Bayley, who joined Toch and several other already eminent scholars at SCJ in 1985, served as school dean from 1995-2004 and retired in 2010, completing an academic career that spanned seven decades. He remained in Albany five more years, working on his 18th book, Governing the Police: Experience in Six Democracies (Transaction Press); it was released in 2016.

David Bayley in Chandigarh, India, in 2005

David Bayley speaks at a seminar on “Policing in a New Era: the Unseen Watershed” in Chandigarh, India, in February of 2004.

In a 2015 article for Police Practice and Research, Richard Heslop, a lecturer in criminology at Bournemouth University, U.K., described Bayley as “America’s principal, most respected and longest serving policing expert at-large and the world’s preeminent scholar of international policing studies.”

Heslop noted that Bayley’s academic work became the practical foundation for promoting fair and democratic policing. He also contributed to new policing policies in the aftermath of political conflict in Bosnia and Northern Ireland. He received the Order of the Rising Sun, Golden Rays with Neck Ribbon from the government of Japan for his career contributions.

UAlbany colleagues noted personal qualities that equaled Bayley’s achievements as a scholar.

“David Bayley was a mentor and friend to me,” said William Pridemore, Distinguished Professor and former SCJ dean. “He was on my dissertation committee and was dean when I received my PhD from our school. I communicated with him just a few weeks before he passed. He was a warm, caring, humorous person.”

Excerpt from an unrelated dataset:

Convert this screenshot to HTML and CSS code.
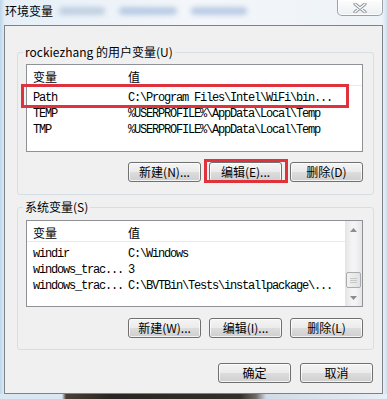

“A font of wisdom, a civilized man, and a good friend,” said Toch.

“In addition to his many important academic contributions, David was an exemplary educator,” said Acker. “He had a well-deserved reputation for being levelheaded, fair-minded and, indeed, for his innate wisdom. He was a wonderful colleague, a friend, and an insightful and thoroughly decent human being. We encounter people of David's commanding stature and distinction only rarely. We miss him sorely.”

A Fulbright Scholar at Oxford with a PhD in political science from Princeton, Bayley departed Albany in 2016 to return to his native Ohio near the campus of his undergraduate alma mater, Denison University. It was as a student there that he met Anita “Chris” Ellis, who became his wife of 57 years; she died in 2014.

He is survived by two daughters and a granddaughter.